According to two new Nassau Guardian articles published December 30, 2008, the Ginn Resort company has finally a settlement with their creditors (many months in the making) to deal with their $675 million defaulted loan.
Ginn has confirmed that “the settlement relates to the four communities that serve as collateral for the secured credit facilities: Tesoro in Port St.

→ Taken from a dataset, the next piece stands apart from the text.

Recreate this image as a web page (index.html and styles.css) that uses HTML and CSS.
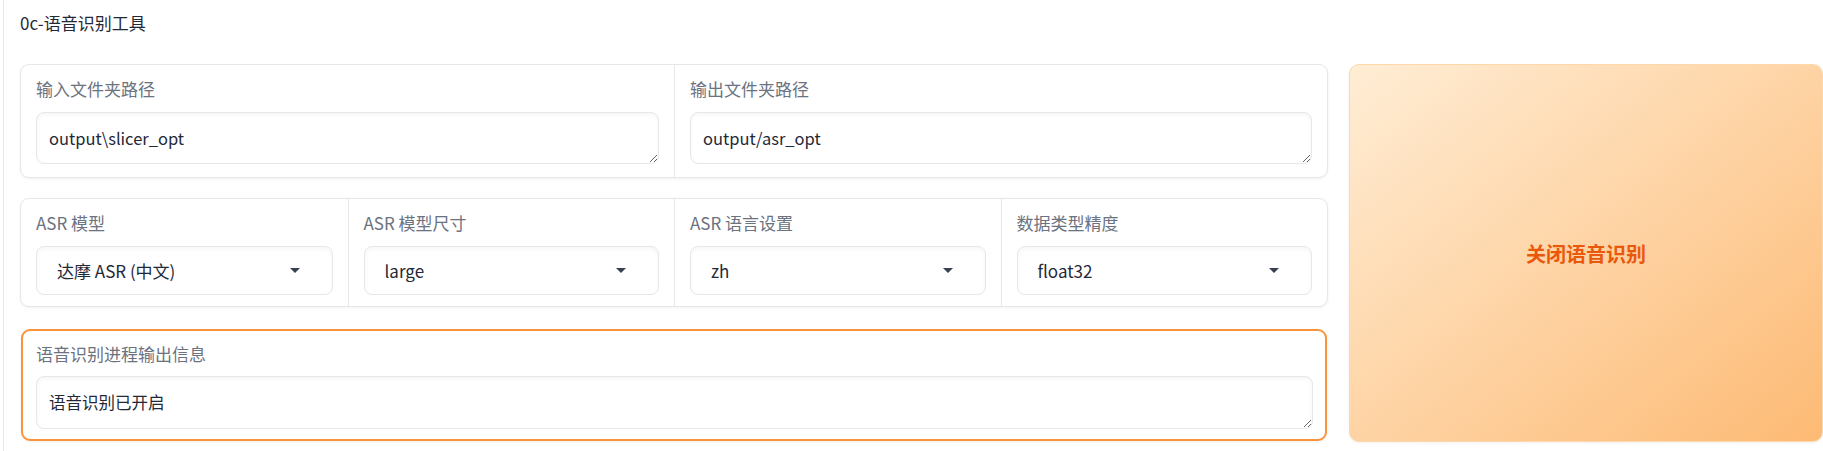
FILE: index.html
```html
<!DOCTYPE html>
<html lang="zh">
<head>
    <meta charset="UTF-8">
    <meta name="viewport" content="width=device-width, initial-scale=1.0">
    <title>0c-语音识别工具</title>
    <link rel="stylesheet" href="styles.css">
</head>
<body>

    <!-- ASR tab -->
    <div class="tab-panel">
        <div class="tab-title">0c-语音识别工具</div>

        <div class="tab-row">
            <div class="col-left">

                <!-- folders -->
                <div class="block grid-2">
                    <div class="field">
                        <label class="field-label" for="asrIn">输入文件夹路径</label>
                        <textarea class="text-input" id="asrIn" rows="1">output\slicer_opt</textarea>
                    </div>
                    <div class="field">
                        <label class="field-label" for="asrOut">输出文件夹路径</label>
                        <textarea class="text-input" id="asrOut" rows="1">output/asr_opt</textarea>
                    </div>
                </div>

                <!-- model options -->
                <div class="block grid-4">
                    <div class="field field-select">
                        <span class="field-label">ASR 模型</span>
                        <div class="select-box">
                            <span>达摩 ASR (中文)</span>
                            <svg class="select-arrow" width="10" height="5" viewBox="0 0 10 5"><path d="M0 0h10L5 5z" fill="#374151"/></svg>
                        </div>
                    </div>
                    <div class="field field-select">
                        <span class="field-label">ASR 模型尺寸</span>
                        <div class="select-box">
                            <span>large</span>
                            <svg class="select-arrow" width="10" height="5" viewBox="0 0 10 5"><path d="M0 0h10L5 5z" fill="#374151"/></svg>
                        </div>
                    </div>
                    <div class="field field-select">
                        <span class="field-label">ASR 语言设置</span>
                        <div class="select-box">
                            <span>zh</span>
                            <svg class="select-arrow" width="10" height="5" viewBox="0 0 10 5"><path d="M0 0h10L5 5z" fill="#374151"/></svg>
                        </div>
                    </div>
                    <div class="field field-select">
                        <span class="field-label">数据类型精度</span>
                        <div class="select-box">
                            <span>float32</span>
                            <svg class="select-arrow" width="10" height="5" viewBox="0 0 10 5"><path d="M0 0h10L5 5z" fill="#374151"/></svg>
                        </div>
                    </div>
                </div>

                <!-- process output -->
                <div class="block block-active">
                    <label class="field-label" for="asrInfo">语音识别进程输出信息</label>
                    <textarea class="text-input text-input-tall" id="asrInfo" rows="1">语音识别已开启</textarea>
                </div>

            </div>

            <button class="btn-primary" type="button">关闭语音识别</button>
        </div>
    </div>

</body>
</html>
```

FILE: styles.css
```css
* {
    box-sizing: border-box;
}

body {
    margin: 0;
    width: 1823px;
    height: 451px;
    overflow: hidden;
    background: #ffffff;
    color: #1f2937;
    font-family: "Noto Sans CJK SC", sans-serif;
}

/* Tab panel */
.tab-panel {
    margin-left: 3px;
    height: 451px;
    padding-left: 16px;
    border-left: 1px solid #e5e7eb;
}

.tab-title {
    padding-top: 12px;
    font-size: 17px;
    line-height: 22px;
    color: #1f2937;
}

.tab-row {
    display: flex;
    gap: 21px;
    margin-top: 30px;
    height: 378px;
}

.col-left {
    width: 1308px;
    flex-shrink: 0;
    display: flex;
    flex-direction: column;
    gap: 20px;
}

/* Blocks */
.block {
    background: #ffffff;
    border: 1px solid #e5e7eb;
    border-radius: 9px;
    box-shadow: 0 1px 3px rgba(0, 0, 0, 0.06);
}

.grid-2 {
    display: grid;
    grid-template-columns: 1fr 1fr;
}

.grid-4 {
    display: grid;
    grid-template-columns: repeat(4, 1fr);
}

.field {
    padding: 13px 15px;
}

.field + .field {
    border-left: 1px solid #e5e7eb;
}

.field-select {
    padding-bottom: 11px;
}

.block-active {
    margin-top: 2px;
    margin-left: 1px;
    margin-right: 1px;
    padding: 12px 12px 10px 13px;
    border: 2px solid #fb923c;
}

.field-label {
    display: block;
    margin-bottom: 12px;
    font-size: 17px;
    line-height: 22px;
    color: #6b7280;
}

.block-active .field-label {
    margin-bottom: 11px;
}

/* Inputs */
.text-input {
    display: block;
    width: 100%;
    height: 52px;
    padding: 13px 12px;
    border: 1px solid #e5e7eb;
    border-radius: 8px;
    background: #ffffff;
    box-shadow: inset 0 2px 4px rgba(0, 0, 0, 0.04);
    color: #1f2937;
    font-family: "Noto Sans CJK SC", sans-serif;
    font-size: 16.5px;
    line-height: 24px;
    resize: vertical;
    overflow: hidden;
    outline: none;
}

.text-input-tall {
    height: 53px;
}

.select-box {
    display: flex;
    align-items: center;
    justify-content: space-between;
    height: 49px;
    padding: 0 32px 0 20px;
    border: 1px solid #e5e7eb;
    border-radius: 8px;
    background: #ffffff;
    box-shadow: inset 0 2px 4px rgba(0, 0, 0, 0.04);
    font-size: 17px;
    color: #1f2937;
}

/* Button */
.btn-primary {
    flex: 1;
    border: 1px solid #fed7aa;
    border-radius: 10px;
    background: linear-gradient(to bottom right, #ffedd5, #fdba74);
    box-shadow: 0 1px 3px rgba(0, 0, 0, 0.06);
    color: #ea580c;
    font-family: "Noto Sans CJK SC", sans-serif;
    font-size: 20px;
    font-weight: bold;
    cursor: pointer;
}
```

Lucie, FL., Quail West in Naples, FL., Ginn sur Mer in Grand Bahama, and Laurelmor in Boone, N.C. Sales at the four communities had been severely affected by ongoing economic pressures and the drastic downturn in the real estate market, which ultimately led to a default…”
The Nassau Guardian reports that two of the developments: Tesoro and Quail West, have filed for Chapter 7 (a type of bankcruptcy which starts the liquidation process), while Laurelmor will be sold outright.
The details of the joint venture agreement regarding Ginn sur Mer have not yet been released but these articles also mention the significance of the $160 million that the development company placed in escrow to address infrastructure costs which makes completion of the Ginn sur Mer development still seem favorable. Adding to this, they were able to raise more than $300 million in lot sales in 2007, and construction is still in progress.
We only hope that Ginn is able to resolve all of their credit problems in a way that allows Ginn sur Mer to continue.